Мой муж — укроп! — сидит рядом и спрашивает куда-то в неизвестность: а моя земля где?
Да, где его земля, в которой предки лежат с середины позапрошлого века? Имеет он право хотеть вернуть себе свое и вернуться, наконец, домой, чтобы (пусть через сто лет!) тоже лечь в эту родную землю рядом с мамой и дедами? И надгробную табличку подписать на родном украинском языке у себя дома?
* * *
Они там больше не считают меня горловчанкой и даже радуются, что я как бы без родины теперь: так мне и надо, раз уехала! Птичка улетела — место прогорело!
Они там без меня что-то планируют, что-то восстанавливают, что-то строят, что-то нововводят...
Без меня!
У меня дома!
Метут мои улицы, подбеливают мои бордюры, сажают цветы на моих клумбах, перевоспитывают моих детей! Да так перевоспитывают, чтобы они меня ненавидели! И чтобы не пришли больше ко мне на занятия. И даже чтобы в город меня не пустили!
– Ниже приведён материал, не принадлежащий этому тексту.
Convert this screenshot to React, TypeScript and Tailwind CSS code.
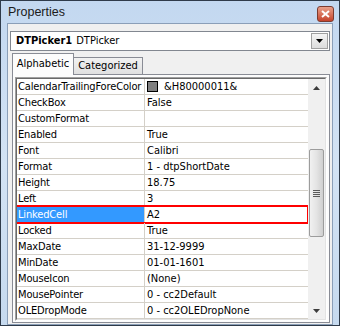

В мой город!
Меня: русскую Шевченко, которая всю жизнь этому городу посвятила!
Они там — чувствуют себя героями, которые стоят за свою землю и совершают ради нее подвиги.
Они там заставляют меня чувствовать себя предательницей, которая их бросила, и потому больше недостойна гордого звания горловчанки!
И у меня — разрыв шаблона.
И ладно бы, если бы только у меня.
Читаешь посты в соцсетях и видишь невооруженным взглядом эту жуткую ревность: мы, внутренне перемещенные, ревнуем наши города к оставшимся в них, а они, оставшиеся, ревнуют всю Украину, которая их как бы бросила, вычеркнула, забыла...
А ведь ревность — это страшная сила!
* * *
...И мне снится, что я вернулась. Каждую ночь. Во сне, дома, я ищу алгоритм поведения, принципы взаимоотношений, занятие себе ищу новое, понимание ищу — нужна ли я вообще своему городу? И нужен ли он мне...
Это как развод в фильме «Суета сует», когда от героини Галины Польских муж уходит к другой, но вдруг остро ощущает, что эта ДРУГАЯ (работа, жизнь, страна, идеология!) ему абсолютно чужда, и мучительно ищет повод, чтобы вернуться...
Там, в фильме, герои находят и мужество признать ошибки, и повод, чтобы все уладить, и все возвращается на круги своя.
А мы, в этой страшной военной жизни, в этом расколе сознаний, в разрыве шаблонов, в ревности взаимной, которая, надеюсь, обусловлена, прежде всего, любовью, мы — найдем ли повод и причины к возвращению?